At the end of the calls chain, it is the appropriate time to persist data and trigger events:

changeset.push!

This will:

  • persist all database operations in a single transaction
  • then trigger all events (outside the transaction)

Testing ⚡

A very convenient aspect of using changesets in you can run multiple scenarios without touching the database.

In the end you can compare the actual changeset you get against your expected one.

This requires to use real classes for persistence and implement == in these. You cannot really get procs to compare for equality.

Sorbet

This gem is typed with Sorbet and contains rbi definitions.

Example

Completely inspired from a discussion on Twitter you can find here: https://twitter.com/davetron5000/status/1575512016504164352

We need to be fault tolerant in cases like below:

def charge(customer, amount_cents)
  # These two create! calls must
  # either both succeed or both fail
  invoice = Invoice.create!(
    customer: customer,
    amount_cents: amount_cents,
  )
  charge = Charge.create!(
    invoice: invoice,
    amount_cents: amount_cents,
  )
  ChargeJob.perform_async(charge.id)
end

It generally goes down to adding a transaction:

def charge(customer, amount_cents)
  ActiveRecord::Base.transaction do
    invoice = Invoice.create!(
      customer: customer,
      amount_cents: amount_cents,
    )
    charge = Charge.create!(
      invoice: invoice,
      amount_cents: amount_cents,
    )
  end
  # we can argue whether or not this should go inside the transaction...
  ChargeJob.perform_async(charge.id)
end

You soon need to reuse this method in a larger context, and you now need to nest transactions:

def appointment_attended(appointment)
  ActiveRecord::Base.transaction(requires_new: true) do
    copay_cents = appointment.service.copay_cents
    charge = charge(appointment.customer, copay_cents)
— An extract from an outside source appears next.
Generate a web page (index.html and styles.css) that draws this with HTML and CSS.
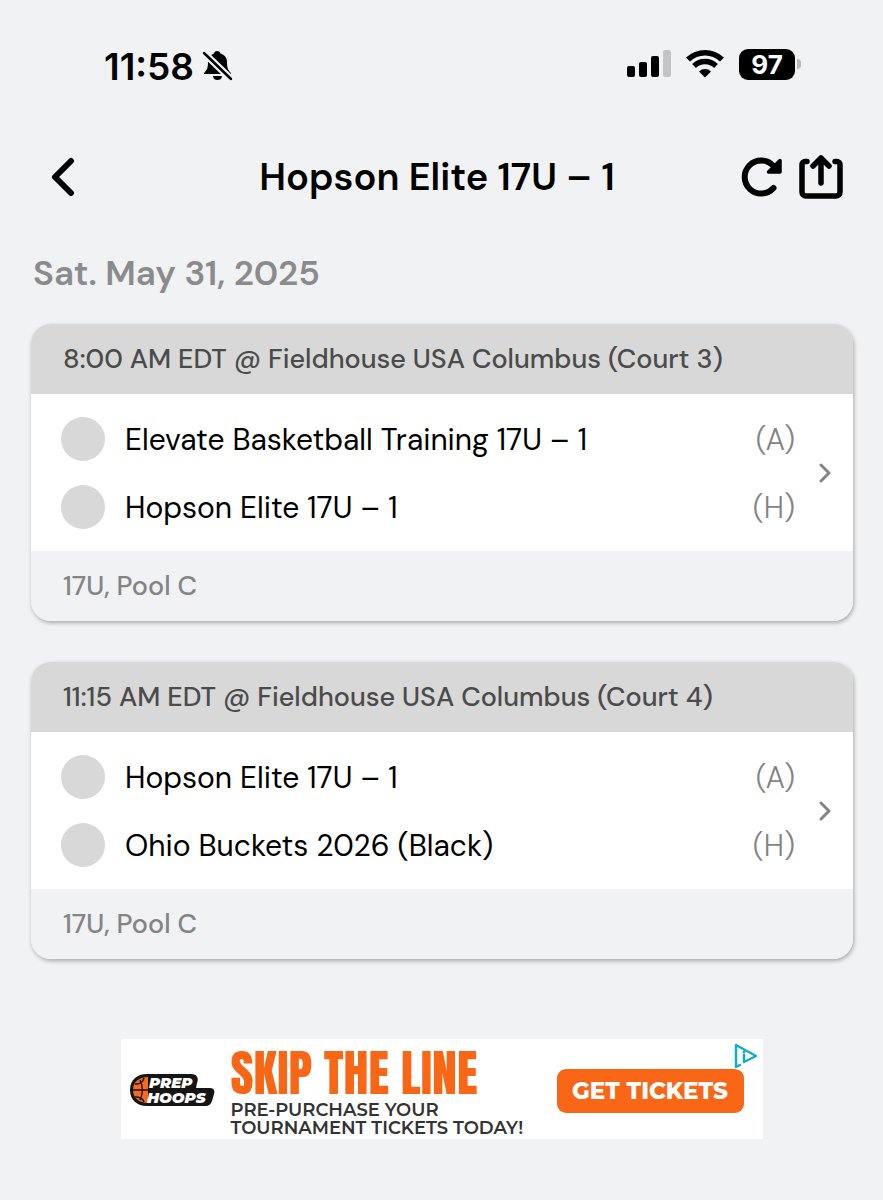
FILE: index.html
```
<!DOCTYPE html>
<html lang="en">
  <head>
    <meta charset="UTF-8" />
    <meta name="viewport" content="width=device-width, initial-scale=1.0" />
    <title>Hopson Elite 17U – 1</title>
    <link rel="stylesheet" href="styles.css">
  </head>
  <body>
    <div class="status">
      <div class="status__group">
        <span class="status__time">11:58</span>
        <svg width="32" height="34" viewBox="0 0 32 34" aria-hidden="true">
          <path d="M16 2c2 0 3 1 3.500 2.500C24 6 26 9 26 13c0 6 1 8 4 11v1H3v-1c3-3 4-5 4-11 0-4 2-7 6-8.500C13.500 3 14 2 16 2zM12 27h9c-.5 3-2 4-4.500 4S12.500 30 12 27z" />
          <path d="M3 4l27 26" stroke="#f1f2f4" stroke-width="7" />
          <path d="M3 4l27 26" stroke="#000" stroke-width="2.500" stroke-linecap="round" />
        </svg>
      </div>
      <div class="status__group status__group--right">
        <svg width="44" height="30" viewBox="0 0 44 30" aria-hidden="true">
          <rect x="0" y="17" width="8" height="11" rx="2" />
          <rect x="12" y="13" width="8" height="15" rx="2" />
          <rect x="24" y="7" width="8" height="21" rx="2" />
          <rect x="36" y="1" width="8" height="27" rx="2" fill="#c3c4c6" />
        </svg>
        <svg width="38" height="30" viewBox="0 0 38 30" aria-hidden="true">
          <path d="M2 10.500a24.500 24.500 0 0 1 34 0M8 17a16 16 0 0 1 22 0" fill="none" stroke="#000" stroke-width="5.500" />
          <path d="M19 28.500l-6-6a8.500 8.500 0 0 1 12 0z" />
        </svg>
        <span class="battery">97</span>
      </div>
    </div>

    <header class="topbar">
      <button class="icon-btn" type="button" aria-label="Back">
        <svg width="24" height="40" viewBox="0 0 24 40">
          <path d="M20 4L4 20l16 16" fill="none" stroke="#000" stroke-width="6" stroke-linecap="round" stroke-linejoin="round" />
        </svg>
      </button>
      <h1 class="topbar__title">Hopson Elite 17U – 1</h1>
      <div class="topbar__actions">
        <button class="icon-btn" type="button" aria-label="Refresh">
          <svg width="42" height="46" viewBox="0 0 42 46">
            <path d="M32 11.500A16.500 16.500 0 1 0 32.500 34" fill="none" stroke="#000" stroke-width="6" stroke-linecap="round" />
            <path d="M39 6.500v11.500H27.500z" stroke="#000" stroke-width="3.500" stroke-linejoin="round" />
          </svg>
        </button>
        <button class="icon-btn" type="button" aria-label="Share">
          <svg width="44" height="46" viewBox="0 0 44 46">
            <path d="M8 7.500H6a3 3 0 0 0-3 3V38a4 4 0 0 0 4 4h30a4 4 0 0 0 4-4V10.500a3 3 0 0 0-3-3h-2M22 29V5M14 12l8-8 8 8" fill="none" stroke="#000" stroke-width="5.500" stroke-linecap="round" stroke-linejoin="round" />
          </svg>
        </button>
      </div>
    </header>

    <main class="schedule">
      <h2 class="schedule__date">Sat. May 31, 2025</h2>

      <article class="game">
        <h3 class="game__head">8:00 AM EDT @ Fieldhouse USA Columbus (Court 3)</h3>
        <a class="game__body" href="#game-1">
          <div class="game__teams">
            <div class="team"><span class="team__logo"></span><span class="team__name">Elevate Basketball Training 17U – 1</span><span class="team__side">(A)</span></div>
            <div class="team"><span class="team__logo"></span><span class="team__name">Hopson Elite 17U – 1</span><span class="team__side">(H)</span></div>
          </div>
          <svg width="12" height="20" viewBox="0 0 12 20" aria-hidden="true">
            <path d="M2 2l8 8-8 8" fill="none" stroke="#848484" stroke-width="3" stroke-linecap="round" stroke-linejoin="round" />
          </svg>
        </a>
        <p class="game__foot">17U, Pool C</p>
      </article>

      <article class="game">
        <h3 class="game__head">11:15 AM EDT @ Fieldhouse USA Columbus (Court 4)</h3>
        <a class="game__body" href="#game-2">
          <div class="game__teams">
            <div class="team"><span class="team__logo"></span><span class="team__name">Hopson Elite 17U – 1</span><span class="team__side">(A)</span></div>
            <div class="team"><span class="team__logo"></span><span class="team__name">Ohio Buckets 2026 (Black)</span><span class="team__side">(H)</span></div>
          </div>
          <svg width="12" height="20" viewBox="0 0 12 20" aria-hidden="true">
            <path d="M2 2l8 8-8 8" fill="none" stroke="#848484" stroke-width="3" stroke-linecap="round" stroke-linejoin="round" />
          </svg>
        </a>
        <p class="game__foot">17U, Pool C</p>
      </article>
    </main>

    <aside class="ad">
      <svg class="ad__logo" width="86" height="36" viewBox="0 0 86 36" role="img" aria-label="Prep Hoops">
        <path d="M18 1h44c6 0 8 4 6 9l-1 5h14c4 0 5 3 4 6l-2 7c-1 3-3 5-7 5H18C8 33 1 27 1 17S8 1 18 1z" fill="#151515" />
        <path d="M19 4v26C10 30 4 25 4 17S10 4 19 4z" fill="#f56a1d" />
        <path d="M4 17h15M6 11c6 0 8-2 9-6M6 24c6 0 8 2 9 5M11 7c3 6 3 14 0 20" fill="none" stroke="#151515" stroke-width="1.500" />
        <text class="ad__logo-text" x="20" y="15">PREP</text>
        <text class="ad__logo-text" x="18" y="30">HOOPS</text>
      </svg>
      <div class="ad__copy">
        <strong class="ad__title">SKIP THE LINE</strong>
        <span>PRE-PURCHASE YOUR</span>
        <span>TOURNAMENT TICKETS TODAY!</span>
      </div>
      <button class="ad__cta" type="button">GET TICKETS</button>
      <a class="ad__choices" href="#adchoices" aria-label="Ad choices">
        <svg width="28" height="28" viewBox="0 0 28 28">
          <path d="M8 23l-4 2V3l20 11-12 6v-7" fill="none" stroke="#13adc7" stroke-width="2.500" stroke-linejoin="round" stroke-linecap="round" />
          <circle cx="12" cy="10" r="1.500" fill="#13adc7" />
        </svg>
      </a>
    </aside>
  </body>
</html>
```

FILE: styles.css
```
:root {
  --background: #f1f2f4;
  --gray: #d8d8d8;
  --muted: #848484;
  --orange: #f96716;
}
*,
*::before,
*::after {
  box-sizing: border-box;
}
body {
  margin: 0;
  color: #000;
  background: var(--background);
  font-family: "DM Sans", Inter, sans-serif;
}
h1,
h2,
h3,
p {
  margin: 0;
}
svg {
  display: block;
  flex: none;
}

/* Status bar */
.status {
  display: flex;
  justify-content: space-between;
  align-items: center;
  height: 132px;
  padding: 0 88px 0 104px;
}
.status__group {
  display: flex;
  align-items: center;
  gap: 7px;
}
.status__group--right {
  gap: 15px;
  padding-bottom: 4px;
}
.status__time {
  font-family: Inter, sans-serif;
  font-size: 37px;
  font-weight: 600;
}
.battery {
  position: relative;
  width: 56px;
  border-radius: 9px;
  color: #fff;
  background: #000;
  font-family: Inter, sans-serif;
  font-size: 26px;
  font-weight: 700;
  line-height: 31px;
  text-align: center;
}
.battery::after {
  content: "";
  position: absolute;
  top: 10px;
  right: -6px;
  width: 4px;
  height: 10px;
  border-radius: 0 5px 5px 0;
  background: #b9babc;
}

/* Navigation */
.topbar {
  display: grid;
  grid-template-columns: 110px 1fr 110px;
  align-items: center;
  height: 90px;
  padding: 0 40px 0 31px;
}
.topbar > .icon-btn {
  padding-left: 20px;
}
.topbar__title {
  font-size: 38px;
  font-weight: 600;
  text-align: center;
}
.topbar__actions {
  display: flex;
  justify-content: flex-end;
  gap: 16px;
}
.icon-btn {
  padding: 0;
  border: 0;
  background: none;
  cursor: pointer;
}

/* Schedule */
.schedule {
  padding: 24px 30px 0 31px;
}
.schedule__date {
  margin-bottom: 24px;
  padding-left: 2px;
  color: #8b8b8d;
  font-size: 35px;
  font-weight: 600;
  line-height: 54px;
}
.game {
  margin-bottom: 41px;
  border-radius: 20px;
  overflow: hidden;
  box-shadow: 1px 2px 4px rgba(0, 0, 0, 0.3);
}
.game__head,
.game__foot {
  padding: 0 32px;
  font-size: 27px;
  font-weight: 500;
  line-height: 70px;
}
.game__head {
  color: #4b4b4b;
  background: var(--gray);
}
.game__foot {
  color: var(--muted);
  background: var(--background);
}
.game__body {
  display: flex;
  align-items: center;
  gap: 24px;
  padding: 11px 22px 10px 30px;
  color: inherit;
  background: #fff;
  text-decoration: none;
}
.game__teams {
  flex: 1;
}
.team {
  display: flex;
  align-items: center;
  height: 68px;
  font-size: 30px;
}
.team__logo {
  width: 44px;
  height: 44px;
  margin-right: 20px;
  border-radius: 50%;
  background: var(--gray);
}
.team__name {
  flex: 1;
}
.team__side {
  color: var(--muted);
  font-weight: 300;
}

/* Ad */
.ad {
  position: relative;
  display: flex;
  align-items: center;
  max-width: 642px;
  height: 100px;
  margin: 80px auto 0;
  padding: 4px 19px 0 8px;
  background: #fff;
}
.ad__logo-text {
  fill: #fff;
  font: italic 900 15px Montserrat, Inter, sans-serif;
}
.ad__copy {
  display: flex;
  flex: 1;
  flex-direction: column;
  margin-left: 16px;
  color: #333;
  font-family: Montserrat, "DM Sans", sans-serif;
  font-size: 18px;
  font-weight: 600;
  line-height: 18px;
  white-space: nowrap;
}
.ad__title {
  color: var(--orange);
  font-family: Anton, Oswald, "Liberation Sans Narrow", sans-serif;
  font-size: 50px;
  font-weight: 400;
  line-height: 56px;
}
.ad__cta {
  width: 187px;
  height: 44px;
  padding: 0;
  border: 0;
  border-radius: 9px;
  color: #fff;
  background: var(--orange);
  font: 800 23px Montserrat, Inter, sans-serif;
}
.ad__choices {
  position: absolute;
  top: 3px;
  right: 3px;
}
```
    # create_insurance_claim would create yet another nested transaction
    insurance_claim = create_insurance_claim(appointment, copay: charge)
  end
  # again, triggering the job here is maybe not the best option
  SubmitToInsuranceJob.perform_async(insurance_claim.id)
end

def charge(customer, amount_cents)
  ActiveRecord::Base.transaction(requires_new: true) do
    invoice = Invoice.create!(
      customer: customer,
      amount_cents: amount_cents,
    )
    charge = Charge.create!(
      invoice: invoice,
      amount_cents: amount_cents,
    )
  end
  # we can argue whether or not this should go inside the transaction...
  ChargeJob.perform_async(charge.id)
end

As you can tell, we are putting more and more weight on the transation. Holding a transaction takes a huge toll on your database opening the door to multiple weird errors. The most common ones being:

  • timeouts
  • locking errors
  • background job failing because they are unable to find database records (they can actually be trigerred before the transaction ended)

Now with the Changeset:

# we need a catalog
class EventsCatalog
  KNOWN_EVENTS = [:customer_charged, :insurance_claim_created]
  def dispatch(event)
    send(event.name, event)
  end

  def known_event?(event_name)
    KNOWN_EVENTS.include?(event_name)
  end

  private

  def customer_charged(event)
    ChargeJob.perform_async(event.payload[:id])
  end

  def insurance_claim_created(event)
    SubmitToInsuranceJob.perform_async(event.payload[:id])
  end
end

def appointment_attended(appointment)
  Changeset.new(EventsCatalog).yield_self do |changeset|
    copay_cents = appointment.service.copay_cents

    new_charge, charge_changeset = charge(appointment.customer, copay_cents)
    changeset.merge_child(charge_changeset)

    insurance_claim, insurance_claim_changeset = create_insurance_claim(appointment, copay: new_charge)
    changeset.merge_child(insurance_claim_changeset)

    changeset.add_event(
      :insurance_claim_created,
      -> { { id: insurance_claim.id } }
    )
  end
end

def charge(customer, amount_cents)
  Changeset.new(EventsCatalog).yield_self do |changeset|
    invoice = Invoice.new(
      customer: customer,
      amount_cents: amount_cents
    )
    charge = Charge.new(
      invoice: invoice,
      amount_cents: amount_cents
    )

    changeset
      .add_db_operations(
        -> { invoice.save! },
        -> { charge.save! }
      )
      .add_event(
        :customer_charged,
        -> { { id: charge.id } }
      )

    [charge, changeset]
  end
end

# usage
changeset = appointment_attended(appointment)
changeset.push!

One database transaction, workers triggered at the appropriate time.

But why all these classes?

I realized this kind of structure was necessary through my job at combohr.com, where we heavily use Domain Driven Design.

Because we do not use ActiveRecord within the domain (no objects, no query, no nothing), we need a way to bridge back from our own Ruby object to the persistence layer. This is where Persistence classes came into play.

Anyway it is a good habit to have a facade to decouple your intent and the actual implementation.